Design and simulation of quantum-dot-based push-pull DFB lasers

I. Montrosset; P. Bardella

doi:10.1117/12.2290711

23 February 2018 Design and simulation of quantum-dot-based push-pull DFB lasers

I. Montrosset, P. Bardella

Proceedings Volume 10526, Physics and Simulation of Optoelectronic Devices XXVI; 1052605 (2018) https://doi.org/10.1117/12.2290711
Event: SPIE OPTO, 2018, San Francisco, California, United States

Abstract

We present an analysis of Quantum Dot (QD) based Push-Pull modulated DFB (PP-DFB) laser, showing enhanced small and large signal modulation bandwidth thanks to the interaction between two longitudinal cavity modes.

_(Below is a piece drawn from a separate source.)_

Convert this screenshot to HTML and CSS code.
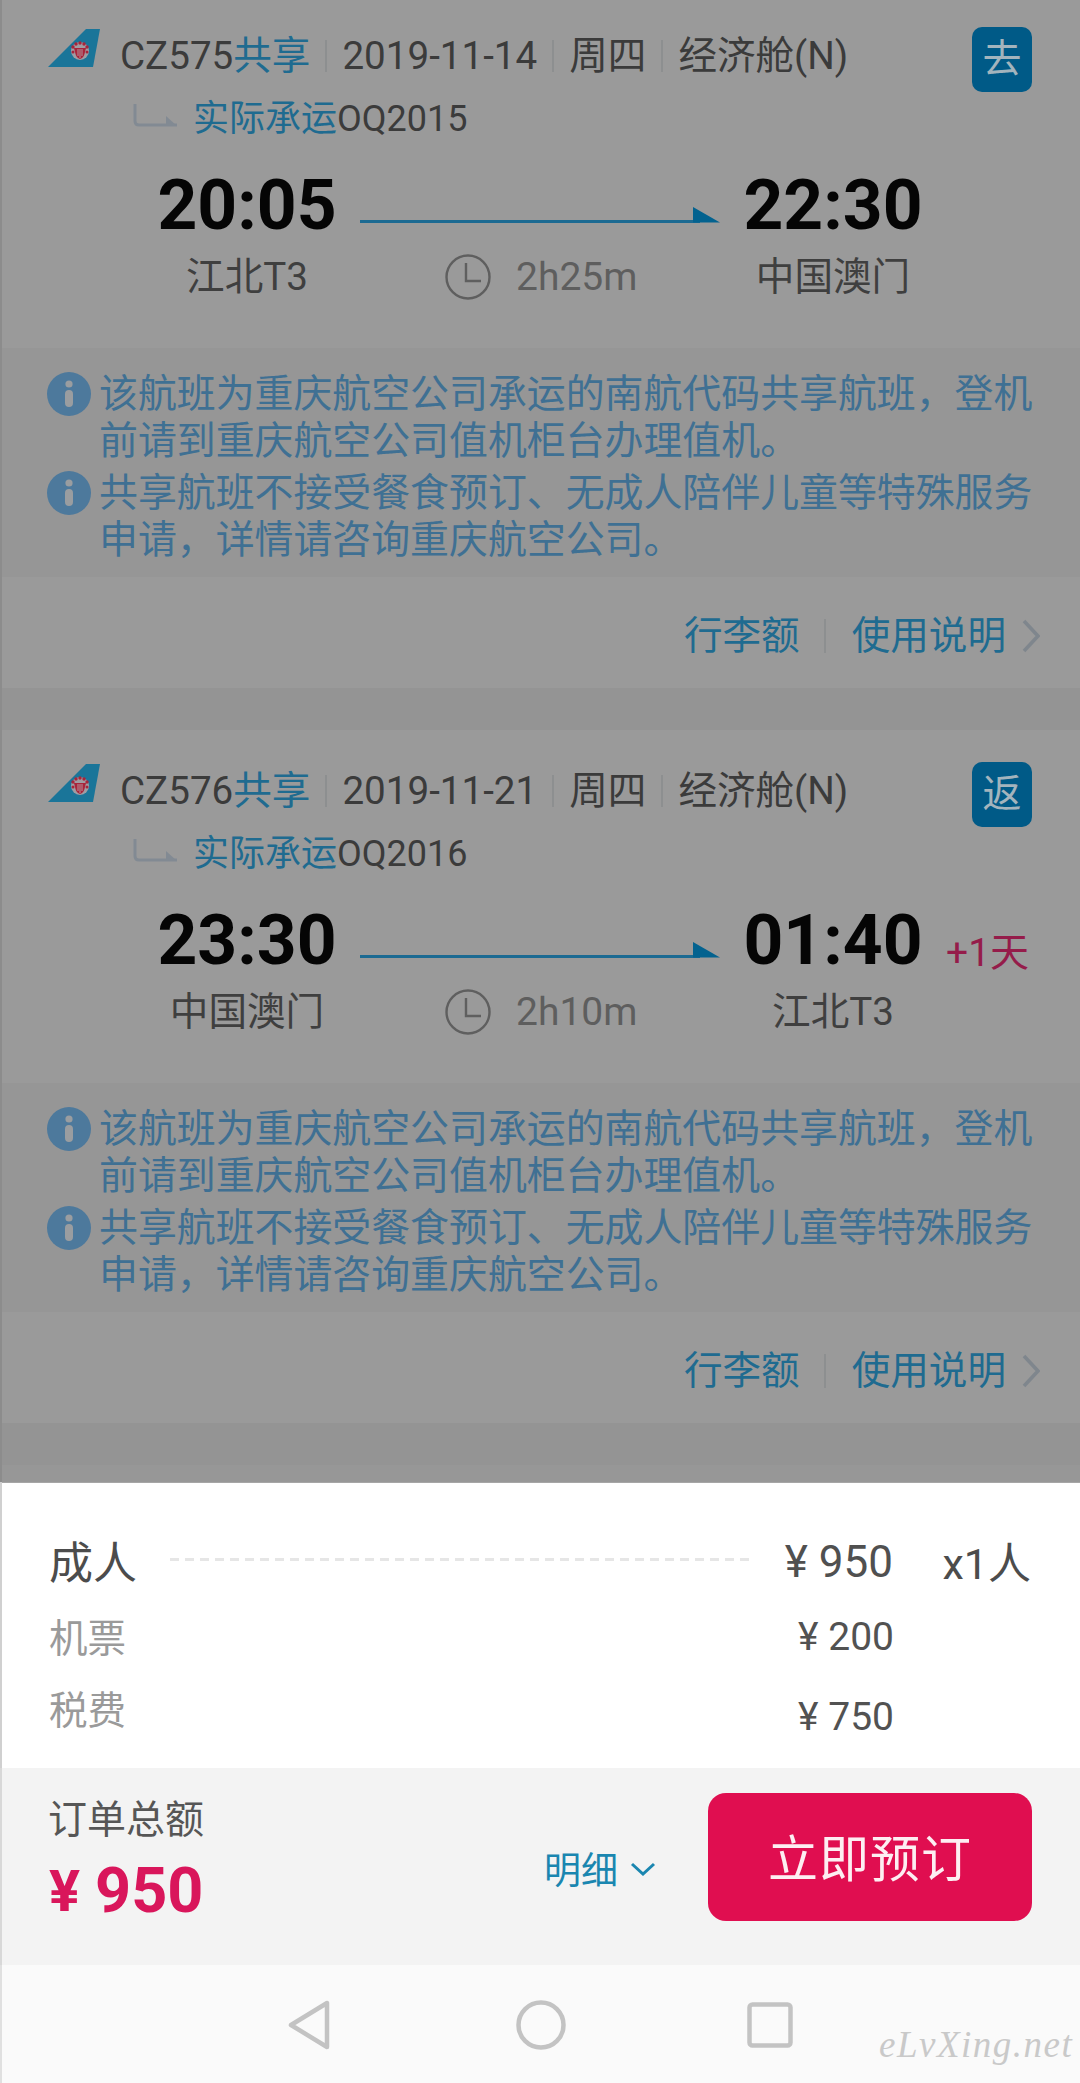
FILE: index.html
```html
<!DOCTYPE html>
<html lang="zh-CN">
<head>
<meta charset="utf-8">
<title>订单</title>
<link rel="stylesheet" href="styles.css">
</head>
<body>
<svg class="defs" width="0" height="0" aria-hidden="true">
  <symbol id="tail" viewBox="0 0 54 40">
    <polygon points="1,39 39,1 53,1 46,39" fill="#1a7599"/>
    <circle cx="33" cy="23" r="9" fill="#a09ca2"/>
    <path d="M27 20h12l-1.500 6q-1 4-4.500 5-3.500-1-4.500-5z" fill="#a8243a"/>
    <path d="M31 21v7M33 21v9M35 21v7" stroke="#b9b0b4" stroke-width="0.800" fill="none"/>
    <circle cx="26" cy="19" r="1.700" fill="#a8243a"/><circle cx="40" cy="19" r="1.700" fill="#a8243a"/>
    <circle cx="29" cy="16" r="1.700" fill="#a8243a"/><circle cx="37" cy="16" r="1.700" fill="#a8243a"/>
    <circle cx="33" cy="15" r="1.700" fill="#a8243a"/>
    <circle cx="26" cy="24" r="1.500" fill="#a8243a"/><circle cx="40" cy="24" r="1.500" fill="#a8243a"/>
  </symbol>
  <symbol id="info" viewBox="0 0 44 44">
    <circle cx="22" cy="22" r="22" fill="#4d799c"/>
    <circle cx="22" cy="12" r="3.600" fill="#9a9da0"/>
    <rect x="18" y="18" width="8" height="17" rx="4" fill="#9a9da0"/>
  </symbol>
  <symbol id="clock" viewBox="0 0 46 46">
    <circle cx="23" cy="23" r="21.500" fill="none" stroke="#5f5f5f" stroke-width="2.400"/>
    <path d="M21 9v18h15" fill="none" stroke="#5f5f5f" stroke-width="2.400"/>
  </symbol>
  <symbol id="plane-line" viewBox="0 0 360 16">
    <rect x="0" y="13" width="340" height="3" fill="#1c6a92"/>
    <polygon points="333,0 360,15.500 333,15.500" fill="#03628f"/>
  </symbol>
  <symbol id="elbow" viewBox="0 0 46 26">
    <path d="M3 1v17q0 4 4 4h38" fill="none" stroke="#828a93" stroke-width="3"/>
    <polygon points="34,13 45,23 34,23" fill="#828a93"/>
  </symbol>
  <symbol id="chev" viewBox="0 0 18 34">
    <path d="M2 2l14 15L2 32" fill="none" stroke="#7f868d" stroke-width="3.600"/>
  </symbol>
</svg>

<div class="page">
  <main class="list">
    <section class="card">
      <div class="head">
        <svg class="tail"><use href="#tail"/></svg>
        <div class="flight"><span>CZ575</span><span class="blue">共享</span><i class="sep"></i><span>2019-11-14</span><i class="sep"></i><span>周四</span><i class="sep"></i><span>经济舱(N)</span></div>
        <div class="tag">去</div>
      </div>
      <div class="carrier"><svg class="elbow"><use href="#elbow"/></svg><span class="blue">实际承运</span><span>OQ2015</span></div>
      <div class="route">
        <div class="time">20:05</div>
        <svg class="arrow"><use href="#plane-line"/></svg>
        <div class="time">22:30</div>
        <div></div>
        <div class="place">江北T3</div>
        <div class="dur"><svg class="clock"><use href="#clock"/></svg><span>2h25m</span></div>
        <div class="place">中国澳门</div>
      </div>
      <div class="notes">
        <div class="note"><svg class="info"><use href="#info"/></svg><p>该航班为重庆航空公司承运的南航代码共享航班，登机<br>前请到重庆航空公司值机柜台办理值机。</p></div>
        <div class="note"><svg class="info"><use href="#info"/></svg><p>共享航班不接受餐食预订、无成人陪伴儿童等特殊服务<br>申请，详情请咨询重庆航空公司。</p></div>
      </div>
      <div class="links"><span>行李额</span><i class="sep link-sep"></i><span>使用说明</span><svg class="chev"><use href="#chev"/></svg></div>
    </section>

    <section class="card">
      <div class="head">
        <svg class="tail"><use href="#tail"/></svg>
        <div class="flight"><span>CZ576</span><span class="blue">共享</span><i class="sep"></i><span>2019-11-21</span><i class="sep"></i><span>周四</span><i class="sep"></i><span>经济舱(N)</span></div>
        <div class="tag">返</div>
      </div>
      <div class="carrier"><svg class="elbow"><use href="#elbow"/></svg><span class="blue">实际承运</span><span>OQ2016</span></div>
      <div class="route">
        <div class="time">23:30</div>
        <svg class="arrow"><use href="#plane-line"/></svg>
        <div class="time">01:40</div>
        <div class="plus">+1天</div>
        <div class="place">中国澳门</div>
        <div class="dur"><svg class="clock"><use href="#clock"/></svg><span>2h10m</span></div>
        <div class="place">江北T3</div>
      </div>
      <div class="notes">
        <div class="note"><svg class="info"><use href="#info"/></svg><p>该航班为重庆航空公司承运的南航代码共享航班，登机<br>前请到重庆航空公司值机柜台办理值机。</p></div>
        <div class="note"><svg class="info"><use href="#info"/></svg><p>共享航班不接受餐食预订、无成人陪伴儿童等特殊服务<br>申请，详情请咨询重庆航空公司。</p></div>
      </div>
      <div class="links"><span>行李额</span><i class="sep link-sep"></i><span>使用说明</span><svg class="chev"><use href="#chev"/></svg></div>
    </section>
    <div class="card-next"></div>
  </main>

  <section class="sheet">
    <div class="row-main">
      <span class="who">成人</span>
      <span class="dash"></span>
      <span class="price">¥ 950</span>
      <span class="count">x1人</span>
    </div>
    <div class="row-sub"><span>机票</span><span class="sub-price sub-high">¥ 200</span></div>
    <div class="row-sub"><span>税费</span><span class="sub-price sub-low">¥ 750</span></div>
  </section>

  <section class="bar">
    <div class="total">
      <div class="total-label">订单总额</div>
      <div class="total-price"><span class="yen">¥</span>950</div>
    </div>
    <div class="detail"><span>明细</span><svg class="down" viewBox="0 0 26 14"><path d="M2 2l11 10L24 2" fill="none" stroke="#1a86b0" stroke-width="3"/></svg></div>
    <button class="book">立即预订</button>
  </section>

  <nav class="nav">
    <svg class="nav-i nav-back" viewBox="0 0 42 50"><path d="M39 3v44L3 25z" fill="none" stroke="#c3c3c3" stroke-width="4.500" stroke-linejoin="round"/></svg>
    <svg class="nav-i nav-home" viewBox="0 0 50 50"><circle cx="25" cy="25" r="22.500" fill="none" stroke="#c3c3c3" stroke-width="4.500"/></svg>
    <svg class="nav-i nav-rec" viewBox="0 0 46 46"><rect x="2.500" y="2.500" width="41" height="41" rx="3" fill="none" stroke="#c3c3c3" stroke-width="4.500"/></svg>
    <span class="mark">eLvXing.net</span>
  </nav>
</div>
</body>
</html>
```

FILE: styles.css
```css
* { box-sizing: border-box; }
html, body { margin: 0; padding: 0; }
body {
  font-family: Roboto, "Noto Sans CJK SC", sans-serif;
  background: #999;
}
.defs { position: absolute; }
.page {
  width: 1080px;
  height: 2083px;
  display: flex;
  flex-direction: column;
  overflow: hidden;
}
.list {
  flex: 1 1 0;
  min-height: 0;
  overflow: hidden;
  background: #949494;
  display: flex;
  flex-direction: column;
  gap: 42px;
  box-shadow: inset 2px 0 0 #8c8c8c;
}
.list > .card:first-child { margin-top: -5px; }
.card {
  background: #9a9a9a;
  padding-top: 32px;
  flex: none;
  margin-left: 2px;
}
.card-next { flex: 1 1 0; background: #979797; margin-left: 2px; }
.blue { color: #1f6b90; }

.head {
  display: flex;
  align-items: flex-start;
  height: 65px;
  padding: 0 48px 0 45px;
}
.tail { width: 54px; height: 40px; margin-top: 1px; flex: none; }
.flight {
  display: flex;
  align-items: center;
  height: 58px;
  margin-left: 19px;
  font-size: 38.600px;
  line-height: 58px;
  color: #3b3b3b;
  white-space: nowrap;
}
.sep {
  display: block;
  width: 2px;
  height: 32px;
  margin: 0 15px;
  background: #8d8f90;
  flex: none;
}
.tag {
  margin-left: auto;
  width: 60px;
  height: 65px;
  background: #005a87;
  border-radius: 10px;
  color: #a3b4bd;
  font-size: 39px;
  line-height: 65px;
  text-align: center;
  flex: none;
}

.carrier {
  display: flex;
  align-items: center;
  height: 44px;
  margin-top: 5px;
  padding-left: 130px;
  font-size: 36px;
  line-height: 44px;
  color: #3b3b3b;
}
.elbow { width: 46px; height: 26px; margin-right: 15px; margin-top: -6px; flex: none; }

.route {
  display: grid;
  grid-template-columns: 200px 360px 200px auto;
  grid-template-rows: 80px 50px;
  column-gap: 13px;
  row-gap: 6px;
  padding-left: 145px;
  margin-top: 25px;
}
.time {
  font-size: 69.500px;
  font-weight: 700;
  line-height: 80px;
  text-align: center;
  color: #050505;
}
.arrow { width: 360px; height: 16px; align-self: start; margin-top: 41px; }
.plus {
  align-self: end;
  margin-bottom: 8px;
  font-size: 39px;
  line-height: 40px;
  color: #951c4a;
  white-space: nowrap;
}
.place {
  font-size: 38.600px;
  line-height: 50px;
  text-align: center;
  color: #3f3f3f;
  white-space: nowrap;
}
.dur {
  display: flex;
  align-items: center;
  gap: 25px;
  padding-left: 85px;
  font-size: 39px;
  line-height: 50px;
  color: #5e5e5e;
}
.clock { width: 46px; height: 46px; flex: none; }

.notes {
  margin-top: 46px;
  height: 229px;
  padding: 24px 0 0 45px;
  background: #969696;
  display: flex;
  flex-direction: column;
  gap: 7px;
}
.note { display: flex; align-items: flex-start; gap: 8px; }
.info { width: 44px; height: 44px; flex: none; }
.note p {
  margin: -2px 0 0;
  font-size: 38.900px;
  line-height: 47px;
  color: #3f7093;
  white-space: nowrap;
}
.links {
  height: 111px;
  display: flex;
  align-items: center;
  justify-content: flex-end;
  padding: 6px 40px 0 0;
  font-size: 38.600px;
  color: #1f6b90;
  line-height: 50px;
}
.link-sep { margin: 0 26px 0 24px; height: 34px; }
.chev { width: 18px; height: 34px; margin-left: 16px; flex: none; }

.sheet {
  height: 286px;
  flex: none;
  background: #fff;
  padding: 50px 49px 0 49px;
  box-shadow: inset 2px 0 0 #d0d0d0, inset 0 1px 0 #a6a6a6;
}
.row-main {
  display: flex;
  align-items: center;
  height: 60px;
  color: #4c4c4c;
}
.who { font-size: 44px; width: 88px; flex: none; margin-top: -5px; }
.dash {
  width: 579px;
  height: 3px;
  margin-left: 33px;
  margin-top: -6px;
  background: repeating-linear-gradient(90deg, #e6e6e6 0 9px, transparent 9px 15px);
  flex: none;
}
.price { width: 144px; text-align: right; font-size: 44px; white-space: nowrap; color: #505050; }
.count { margin-left: auto; font-size: 43px; white-space: nowrap; margin-top: -4px; }
.row-sub {
  display: flex;
  align-items: center;
  justify-content: space-between;
  margin-top: 22px;
  font-size: 38.500px;
  line-height: 50px;
  height: 50px;
  color: #9a9a9a;
  width: 845px;
}
.sub-price { color: #525252; font-size: 39px; white-space: nowrap; }
.sub-high { margin-bottom: 4px; }
.sub-low { margin-top: 12px; }

.bar {
  height: 197px;
  flex: none;
  background: #f3f3f3;
  display: flex;
  align-items: flex-start;
  padding: 26px 48px 0 48px;
  box-shadow: inset 2px 0 0 #d8d8d8;
}
.total { width: 200px; flex: none; }
.total-label { font-size: 39px; line-height: 52px; color: #565656; white-space: nowrap; }
.total-price {
  display: flex;
  align-items: center;
  margin-top: 10px;
  font-size: 63px;
  font-weight: 700;
  line-height: 70px;
  color: #d9165b;
}
.yen { width: 47px; font-size: 58px; padding-left: 1px; }
.detail {
  display: flex;
  align-items: center;
  gap: 12px;
  margin-left: 296px;
  margin-top: 53px;
  font-size: 37px;
  line-height: 50px;
  color: #1a86b0;
  white-space: nowrap;
}
.down { width: 26px; height: 14px; margin-top: -6px; flex: none; }
.book {
  margin-left: auto;
  margin-top: -1px;
  width: 324px;
  height: 128px;
  background: #e00e50;
  border: 0;
  border-radius: 18px;
  color: #fdeef2;
  font: inherit;
  font-size: 50px;
  line-height: 1;
  letter-spacing: 1px;
  padding: 6px 0 0;
  flex: none;
}

.nav {
  height: 118px;
  flex: none;
  background: #fafafa;
  position: relative;
  display: grid;
  grid-template-columns: 42px 50px 46px;
  column-gap: 186px;
  padding: 35px 0 0 288px;
  box-shadow: inset 2px 0 0 #e0e0e0;
}
.nav-i { display: block; }
.nav-back { width: 42px; height: 50px; }
.nav-home { width: 50px; height: 50px; }
.nav-rec { width: 46px; height: 46px; margin-top: 2px; margin-left: -5px; }
.mark {
  position: absolute;
  left: 879px;
  top: 60px;
  font-family: "Liberation Serif", serif;
  font-style: italic;
  font-size: 37px;
  line-height: 40px;
  letter-spacing: 1.500px;
  color: #c9c9c9;
  white-space: nowrap;
}
```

Using an analysis of the cavity modes at threshold, we propose a simple yet effective design technique which allow to select the cavity length and the coupling coefficient to obtain the desired extension of the modulation bandwidth. The design is validated using a Time Domain Travelling Wave (TDTW) model including a proper description of the Quantum Dot material and of the standing wave pattern generated by the cavity field. Our results show that QD PP-DFB can effectively take advantage of the Push-Pull modulation scheme to increase their modulation bandwidth.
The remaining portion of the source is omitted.